La Roumanie met quant à elle en avant ses efforts pour faciliter le transit de céréales d'Ukraine sur son territoire notamment vers le port de Constanta. "Les coûts de transport des agriculteurs roumains ont fortement augmenté", a indiqué le ministre de l'Agriculture, Florin Florin Barbu, soulignant que "70 % du transit de céréales en provenance d'Ukraine s'est déplacé vers la Roumanie". Et de demander à la Commission une aide pour les agriculteurs de 30 euros par tonne de céréales exportée. La situation crée d'autant plus de frustrations pour la Roumanie et la Bulgarie qu'elles n'ont pas rejoint l'espace de libre-circulation Schengen, à cause du blocage de Vienne et de La Haye. Une situation qui coûterait au pays "2% de son Produit intérieur brut (PIB)", a indiqué le ministre des Transports Grindeau, qui entend exiger aussi des compensations à ce sujet.
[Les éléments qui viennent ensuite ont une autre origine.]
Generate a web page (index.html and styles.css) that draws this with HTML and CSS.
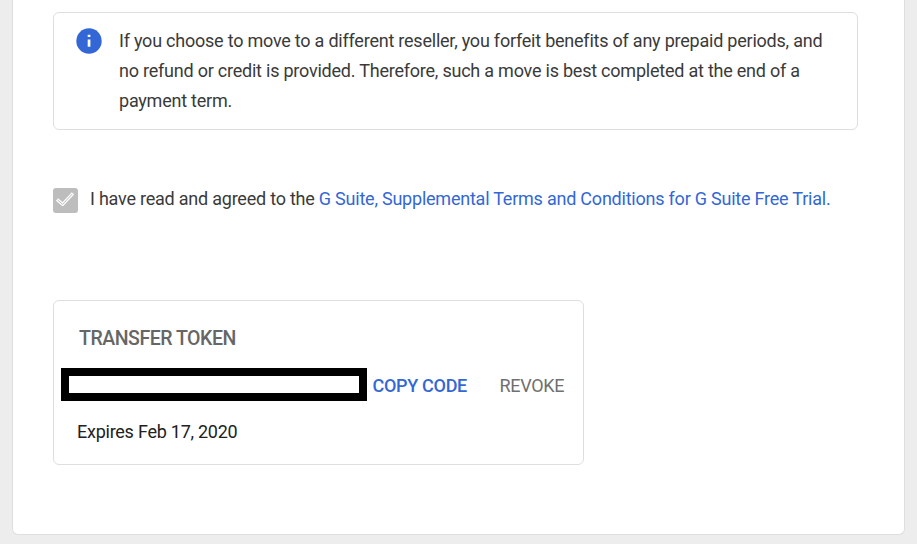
FILE: index.html
```html
<!DOCTYPE html>
<html lang="en">

<head>
    <meta charset="UTF-8">
    <title>Transfer token</title>
    <link rel="stylesheet" href="styles.css">
</head>

<body>
    <main class="card">
        <div class="notice">
            <svg class="notice-icon" width="26" height="26" viewBox="0 0 26 26">
                <circle cx="13" cy="13" r="12.7" fill="#3367d6" />
                <path d="M11.7 6.8h2.7v2.3h-2.7zM11.7 11.5h2.7v7.3h-2.7z" fill="#fff" />
            </svg>
            <p class="notice-text">
                If you choose to move to a different reseller, you forfeit benefits of any prepaid periods, and<br>
                no refund or credit is provided. Therefore, such a move is best completed at the end of a<br>
                payment term.
            </p>
        </div>

        <div class="terms">
            <span class="checkbox">
                <svg width="25" height="25" viewBox="0 0 25 25" fill="none">
                    <path d="M4 11.5L9.6 16.3L20 5.3" stroke="#fff" stroke-width="3.2" />
                    <path d="M4.6 12L9.6 16.3L19.4 5.9" stroke="#bdbdbd" stroke-width="1" />
                </svg>
            </span>
            <span class="terms-text">I have read and agreed to the <a class="terms-link" href="#">G Suite, Supplemental Terms and Conditions for G Suite Free Trial.</a></span>
        </div>

        <section class="token">
            <h2 class="token-title">TRANSFER TOKEN</h2>
            <div class="token-row">
                <div class="token-code"></div>
                <button class="btn copy">COPY CODE</button>
                <button class="btn revoke">REVOKE</button>
            </div>
            <p class="token-expires">Expires Feb 17, 2020</p>
        </section>
    </main>
</body>

</html>
```
FILE: styles.css
```css
* {
    box-sizing: border-box;
}

body {
    margin: 0;
    height: 544px;
    padding: 0 12px 9px;
    background-color: #ededed;
    font-family: Roboto, Arial, sans-serif;
    font-size: 18px;
    letter-spacing: -0.225px;
    color: #3a3a3a;
    overflow: hidden;
}

.card {
    width: 893px;
    height: 535px;
    padding: 12px 46px 0 40px;
    background-color: #fff;
    border: 1px solid #dedede;
    border-top: none;
    border-radius: 0 0 6px 6px;
}

.notice {
    display: flex;
    width: 805px;
    height: 118px;
    padding: 13px 0 0 22px;
    border: 1px solid #dedede;
    border-radius: 6px;
}

.notice-icon {
    flex: none;
    margin: 2px 17px 0 0;
}

.notice-text {
    margin: 0;
    line-height: 30px;
    white-space: nowrap;
}

.terms {
    display: flex;
    margin-top: 58px;
    height: 25px;
    white-space: nowrap;
}

.checkbox {
    flex: none;
    width: 25px;
    height: 25px;
    margin-right: 12px;
    background-color: #bdbdbd;
    border-radius: 3px;
}

.checkbox svg {
    display: block;
}

.terms-text {
    line-height: 21px;
}

.terms-link {
    color: #3367d6;
    text-decoration: none;
}

.token {
    width: 531px;
    height: 165px;
    margin-top: 87px;
    border: 1px solid #dedede;
    border-radius: 6px;
}

.token-title {
    margin: 26px 0 0 25px;
    font-size: 19.5px;
    font-weight: 500;
    line-height: 24px;
    letter-spacing: -0.47px;
    color: #666;
}

.token-row {
    display: flex;
    align-items: center;
    margin: 17px 0 0 7px;
}

.token-code {
    width: 306px;
    height: 33px;
    border: 8px solid #000;
}

.btn {
    padding: 2px 0 0;
    border: none;
    background: none;
    font-family: inherit;
    font-size: 18px;
    letter-spacing: -0.3px;
    cursor: pointer;
}

.copy {
    margin-left: 5.5px;
    font-weight: 500;
    color: #3367d6;
}

.revoke {
    margin-left: 32.5px;
    color: #707070;
}

.token-expires {
    margin: 20px 0 0 23px;
    line-height: 21px;
    letter-spacing: -0.25px;
    color: #212121;
}
```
Les négociations se poursuivent entre les cinq voisins de l'Ukraine et la Commission, également sur la question des produits ukrainiens concernés par les "mesures préventives" (Bucarest veut y ajouter le miel et l'huile, Varsovie les framboises…). L'exécutif européen s'efforcera jusqu'à la dernière minute d'éviter, ou du moins, de limiter une nouvelle prolongation. Si celle-ci s'avère inévitable, il faudrait "cette fois se fixer un calendrier plus concret et des objectifs pour trouver des solutions structurelles", met en garde un diplomate européen. Afin de ne pas traîner indéfiniment ce casse-tête.